For \(sp^3d\) hybridization: - \(BP=5, LP=0\): Trigonal Bipyramidal (\(\text{PCl}_5\)) - \(BP=4, LP=1\): See-saw (\(\text{SF}_4\)) - \(BP=3, LP=2\): T-shape (\(\text{ClF}_3\)) - \(BP=2, LP=3\): Linear (\(\text{XeF}_2\))

Answer 1

The Correct Option is C

Step 1: Analyze the conditions - Hybridization: \(sp^3d\) implies 5 electron domains (Steric Number = 5). - Shape: See-saw implies 4 bonding pairs and 1 lone pair (\(AX_4E_1\) type).
Step 2: Check each option 1. \(\text{ClF}_3\): Cl has 7 valence \(e^-\). 3 bonded to F. Total valence \(e^-\) on central atom = \(7 + 3 = 10\).

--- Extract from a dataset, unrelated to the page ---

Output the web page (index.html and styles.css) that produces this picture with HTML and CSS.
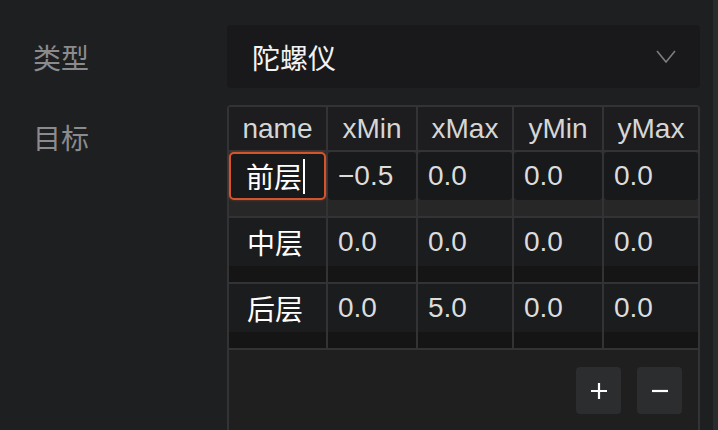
FILE: index.html
```html
<!DOCTYPE html>
<html lang="zh-CN">
<head>
  <meta charset="UTF-8">
  <title>陀螺仪</title>
  <link rel="stylesheet" href="styles.css">
</head>
<body>

  <div class="page">
    <div class="panel">

      <div class="field">
        <div class="label">类型</div>
        <div class="select">
          <span>陀螺仪</span>
          <svg class="chevron" width="20" height="13" viewBox="0 0 20 13">
            <polyline points="1,1 10,12 19,1" fill="none" stroke="#7c7d80" stroke-width="1.6"/>
          </svg>
        </div>
      </div>

      <div class="field targets">
        <div class="label label-top">目标</div>
        <div class="table">
          <div class="th">name</div>
          <div class="th">xMin</div>
          <div class="th">xMax</div>
          <div class="th">yMin</div>
          <div class="th">yMax</div>

          <!-- editing row -->
          <div class="cell edit"><div class="val name focus">前层<span class="caret"></span></div></div>
          <div class="cell edit"><div class="val">−0.5</div></div>
          <div class="cell edit"><div class="val">0.0</div></div>
          <div class="cell edit"><div class="val">0.0</div></div>
          <div class="cell edit"><div class="val">0.0</div></div>

          <div class="cell"><div class="val name">中层</div></div>
          <div class="cell"><div class="val">0.0</div></div>
          <div class="cell"><div class="val">0.0</div></div>
          <div class="cell"><div class="val">0.0</div></div>
          <div class="cell"><div class="val">0.0</div></div>

          <div class="cell"><div class="val name">后层</div></div>
          <div class="cell"><div class="val">0.0</div></div>
          <div class="cell"><div class="val">5.0</div></div>
          <div class="cell"><div class="val">0.0</div></div>
          <div class="cell"><div class="val">0.0</div></div>

          <div class="footer">
            <button class="btn" title="add">
              <svg width="16" height="16" viewBox="0 0 16 16">
                <path d="M0 8H16M8 0V16" stroke="#ffffff" stroke-width="2.2"/>
              </svg>
            </button>
            <button class="btn" title="remove">
              <svg width="16" height="16" viewBox="0 0 16 16">
                <path d="M0 8H16" stroke="#ffffff" stroke-width="2.2"/>
              </svg>
            </button>
          </div>
        </div>
      </div>

    </div>
    <div class="scroll"></div>
  </div>

</body>
</html>
```

FILE: styles.css
```css
body {
  margin: 0;
  background-color: #1e1f21;
  font-family: 'Liberation Sans', 'Noto Sans CJK SC', sans-serif;
  font-size: 28px;
  overflow: hidden;
}
.page {
  display: flex;
  height: 430px;
}
.panel {
  flex: 1;
  padding-top: 25px;
}
.scroll {
  width: 5px;
  background-color: #2a2b2d;
}
.field {
  display: flex;
}
.targets {
  margin-top: 17px;
}
.label {
  width: 227px;
  box-sizing: border-box;
  padding-left: 33px;
  color: #8b8b8d;
  display: flex;
  align-items: center;
}
.label-top {
  align-items: flex-start;
  padding-top: 12px;
}
.select {
  width: 473px;
  height: 63px;
  box-sizing: border-box;
  padding: 0 24px 0 25px;
  background-color: #19191b;
  border-radius: 4px;
  color: #f2f2f2;
  display: flex;
  align-items: center;
  justify-content: space-between;
}
.chevron {
  display: block;
}
.table {
  width: 473px;
  box-sizing: border-box;
  border: 2px solid #333335;
  border-bottom: none;
  border-radius: 4px 4px 0 0;
  background-color: #333335;
  display: grid;
  grid-template-columns: 97px 88px 94px 88px 94px;
  gap: 2px;
  height: 325px;
  grid-template-rows: 43px 64px 64px 64px 1fr;
}
.th {
  background-color: #1d1d1f;
  color: #d6d6d6;
  display: flex;
  align-items: center;
  justify-content: center;
}
.cell {
  background-color: #151516;
  padding-bottom: 16px;
}
.cell.edit {
  background-color: #272728;
}
.val {
  height: 48px;
  box-sizing: border-box;
  padding-left: 10px;
  background-color: #1b1c1e;
  color: #dcdcdc;
  display: flex;
  align-items: center;
}
.edit .val {
  background-color: #18191b;
  border-radius: 4px;
}
.val.name {
  padding-left: 18px;
  color: #ffffff;
}
.val.focus {
  padding-left: 15px;
  border: 2px solid #d4552c;
  border-radius: 5px;
  box-shadow: 0 0 3px rgba(212, 85, 44, 0.45);
}
.caret {
  width: 2px;
  height: 35px;
  margin-left: 1px;
  background-color: #ffffff;
}
.footer {
  grid-column: 1 / -1;
  background-color: #1f1f20;
  display: flex;
  justify-content: flex-end;
  align-items: flex-start;
  gap: 16px;
  padding: 17px 16px 0 0;
}
.btn {
  width: 45px;
  height: 47px;
  border: none;
  border-radius: 4px;
  background-color: #2c2d2f;
  padding: 0;
  display: flex;
  align-items: center;
  justify-content: center;
}
.btn svg {
  display: block;
}
```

Pairs = 5. Bonding pairs = 3, Lone pairs = 2. Shape: T-shaped. 2. \(\text{XeF}_4\): Xe has 8 valence \(e^-\). 4 bonded to F. Total = \(8 + 4 = 12\). Pairs = 6. \(sp^3d^2\). Shape: Square Planar. 3. \(\text{SF}_4\): S has 6 valence \(e^-\). 4 bonded to F. Total = \(6 + 4 = 10\). Pairs = 5. Bonding pairs = 4, Lone pairs = 1. Hybridization: \(sp^3d\). Shape: See-saw. 4. \(\text{BrF}_5\): Br has 7 valence \(e^-\). 5 bonded to F. Total = \(7 + 5 = 12\). Pairs = 6. \(sp^3d^2\). Shape: Square Pyramidal. Final Answer:
\(\text{SF}_4\).